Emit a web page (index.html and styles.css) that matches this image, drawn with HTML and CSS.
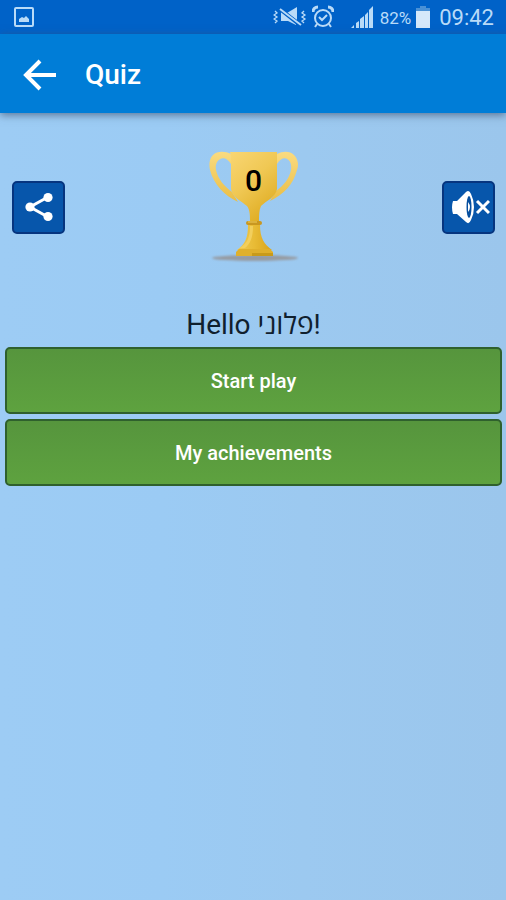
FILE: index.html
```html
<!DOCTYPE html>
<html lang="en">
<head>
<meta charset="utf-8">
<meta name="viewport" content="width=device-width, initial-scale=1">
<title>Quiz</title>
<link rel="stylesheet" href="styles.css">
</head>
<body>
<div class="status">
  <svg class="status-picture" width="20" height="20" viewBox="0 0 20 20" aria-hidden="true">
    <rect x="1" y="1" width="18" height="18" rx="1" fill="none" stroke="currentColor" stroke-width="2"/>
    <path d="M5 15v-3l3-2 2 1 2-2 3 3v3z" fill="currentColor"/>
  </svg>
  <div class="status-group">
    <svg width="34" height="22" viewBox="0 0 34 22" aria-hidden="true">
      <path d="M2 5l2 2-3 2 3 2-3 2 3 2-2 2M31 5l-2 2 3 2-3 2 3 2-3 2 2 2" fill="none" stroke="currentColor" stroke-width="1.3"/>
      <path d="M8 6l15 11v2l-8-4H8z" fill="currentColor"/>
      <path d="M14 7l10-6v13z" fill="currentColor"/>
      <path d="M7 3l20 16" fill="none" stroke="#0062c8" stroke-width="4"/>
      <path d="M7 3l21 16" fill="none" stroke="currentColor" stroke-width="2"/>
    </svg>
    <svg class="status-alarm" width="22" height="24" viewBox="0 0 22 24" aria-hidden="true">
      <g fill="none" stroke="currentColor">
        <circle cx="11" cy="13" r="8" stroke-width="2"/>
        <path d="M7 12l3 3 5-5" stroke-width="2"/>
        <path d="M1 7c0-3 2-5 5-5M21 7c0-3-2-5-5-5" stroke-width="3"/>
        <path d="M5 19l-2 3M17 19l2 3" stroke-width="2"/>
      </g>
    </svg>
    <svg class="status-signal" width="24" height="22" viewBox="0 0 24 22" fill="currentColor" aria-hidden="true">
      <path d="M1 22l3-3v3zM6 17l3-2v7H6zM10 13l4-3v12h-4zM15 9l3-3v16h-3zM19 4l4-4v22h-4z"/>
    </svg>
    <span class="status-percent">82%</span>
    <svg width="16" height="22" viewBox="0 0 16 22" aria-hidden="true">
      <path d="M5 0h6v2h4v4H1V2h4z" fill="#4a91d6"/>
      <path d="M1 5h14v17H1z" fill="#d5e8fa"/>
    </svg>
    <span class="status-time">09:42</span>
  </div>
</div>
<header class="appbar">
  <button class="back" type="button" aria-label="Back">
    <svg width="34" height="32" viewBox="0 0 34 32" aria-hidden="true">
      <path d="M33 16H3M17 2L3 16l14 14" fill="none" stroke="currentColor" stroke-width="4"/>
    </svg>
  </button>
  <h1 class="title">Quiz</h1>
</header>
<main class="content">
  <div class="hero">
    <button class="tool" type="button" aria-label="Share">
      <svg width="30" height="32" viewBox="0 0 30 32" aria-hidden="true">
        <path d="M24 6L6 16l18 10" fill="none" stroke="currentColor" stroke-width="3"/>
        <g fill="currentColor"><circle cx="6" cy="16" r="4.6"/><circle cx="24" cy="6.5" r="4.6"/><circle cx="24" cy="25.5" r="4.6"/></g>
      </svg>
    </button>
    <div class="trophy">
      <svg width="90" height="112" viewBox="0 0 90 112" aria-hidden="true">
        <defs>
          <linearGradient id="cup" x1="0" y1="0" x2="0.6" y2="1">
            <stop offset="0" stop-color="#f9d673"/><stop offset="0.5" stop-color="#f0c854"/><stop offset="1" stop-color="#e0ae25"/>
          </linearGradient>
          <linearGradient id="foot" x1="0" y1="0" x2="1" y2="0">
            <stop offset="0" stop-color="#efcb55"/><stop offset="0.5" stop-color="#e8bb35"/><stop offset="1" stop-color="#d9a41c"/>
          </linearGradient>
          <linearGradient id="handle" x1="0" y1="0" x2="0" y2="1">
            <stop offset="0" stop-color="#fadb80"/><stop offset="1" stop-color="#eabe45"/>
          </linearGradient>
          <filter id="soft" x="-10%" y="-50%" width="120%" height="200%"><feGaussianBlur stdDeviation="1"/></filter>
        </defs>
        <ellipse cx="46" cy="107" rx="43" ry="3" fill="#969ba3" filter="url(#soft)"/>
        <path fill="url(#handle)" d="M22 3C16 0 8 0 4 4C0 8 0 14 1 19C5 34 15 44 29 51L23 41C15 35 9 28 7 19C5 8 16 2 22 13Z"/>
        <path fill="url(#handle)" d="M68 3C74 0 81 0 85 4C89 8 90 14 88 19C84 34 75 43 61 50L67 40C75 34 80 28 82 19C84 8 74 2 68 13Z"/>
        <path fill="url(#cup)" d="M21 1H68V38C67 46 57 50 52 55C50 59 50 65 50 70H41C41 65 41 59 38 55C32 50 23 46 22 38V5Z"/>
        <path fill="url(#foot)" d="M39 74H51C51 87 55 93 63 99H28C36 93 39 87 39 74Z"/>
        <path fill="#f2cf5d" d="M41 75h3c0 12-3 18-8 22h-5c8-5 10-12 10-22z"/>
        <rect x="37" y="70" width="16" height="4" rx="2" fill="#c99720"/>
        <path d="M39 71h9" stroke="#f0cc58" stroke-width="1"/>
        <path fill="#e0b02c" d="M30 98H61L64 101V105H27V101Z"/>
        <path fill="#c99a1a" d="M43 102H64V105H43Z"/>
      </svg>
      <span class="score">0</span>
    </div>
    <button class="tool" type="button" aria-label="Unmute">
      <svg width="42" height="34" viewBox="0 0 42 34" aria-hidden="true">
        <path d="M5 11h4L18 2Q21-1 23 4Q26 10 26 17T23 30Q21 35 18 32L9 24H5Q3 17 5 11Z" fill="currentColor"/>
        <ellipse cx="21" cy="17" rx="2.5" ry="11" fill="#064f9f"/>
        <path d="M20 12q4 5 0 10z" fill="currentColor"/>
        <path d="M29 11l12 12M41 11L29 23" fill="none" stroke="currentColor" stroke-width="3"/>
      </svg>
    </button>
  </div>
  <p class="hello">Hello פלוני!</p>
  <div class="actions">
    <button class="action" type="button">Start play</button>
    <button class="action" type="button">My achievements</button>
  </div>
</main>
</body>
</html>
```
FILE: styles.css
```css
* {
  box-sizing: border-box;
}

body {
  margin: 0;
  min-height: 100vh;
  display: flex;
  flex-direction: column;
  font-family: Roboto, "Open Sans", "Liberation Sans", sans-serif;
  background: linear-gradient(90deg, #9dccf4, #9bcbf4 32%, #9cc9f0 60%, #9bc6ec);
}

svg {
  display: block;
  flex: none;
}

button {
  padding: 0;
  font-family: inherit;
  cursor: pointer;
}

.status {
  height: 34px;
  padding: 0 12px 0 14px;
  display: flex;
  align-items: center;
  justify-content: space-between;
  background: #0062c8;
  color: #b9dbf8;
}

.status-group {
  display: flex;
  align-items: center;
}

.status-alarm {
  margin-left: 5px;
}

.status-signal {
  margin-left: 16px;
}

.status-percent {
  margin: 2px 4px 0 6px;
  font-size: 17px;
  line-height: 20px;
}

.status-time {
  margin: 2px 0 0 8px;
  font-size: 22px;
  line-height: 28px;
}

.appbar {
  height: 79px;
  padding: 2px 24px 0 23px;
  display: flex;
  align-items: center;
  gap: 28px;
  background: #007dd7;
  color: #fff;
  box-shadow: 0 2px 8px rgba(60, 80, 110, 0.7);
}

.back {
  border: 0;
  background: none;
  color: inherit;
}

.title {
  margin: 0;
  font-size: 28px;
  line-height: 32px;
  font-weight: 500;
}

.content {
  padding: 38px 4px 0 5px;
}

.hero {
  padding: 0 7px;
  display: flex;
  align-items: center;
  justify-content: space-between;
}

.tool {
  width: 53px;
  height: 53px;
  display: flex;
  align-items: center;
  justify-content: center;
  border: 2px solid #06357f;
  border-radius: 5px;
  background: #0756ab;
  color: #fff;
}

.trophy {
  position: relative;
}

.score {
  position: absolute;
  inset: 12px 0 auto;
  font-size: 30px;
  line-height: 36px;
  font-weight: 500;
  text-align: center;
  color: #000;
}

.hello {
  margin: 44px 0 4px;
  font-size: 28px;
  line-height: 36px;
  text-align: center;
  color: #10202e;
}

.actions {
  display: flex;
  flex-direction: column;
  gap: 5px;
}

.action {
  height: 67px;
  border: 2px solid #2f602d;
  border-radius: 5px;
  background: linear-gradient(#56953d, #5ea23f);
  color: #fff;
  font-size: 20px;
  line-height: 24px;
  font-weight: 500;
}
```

== TASK DETAILS ==
Extract, from the listing above, every line where the string "index" occurs.

== REPLY ==
Emit a web page (index.html and styles.css) that matches this image, drawn with HTML and CSS.
FILE: index.html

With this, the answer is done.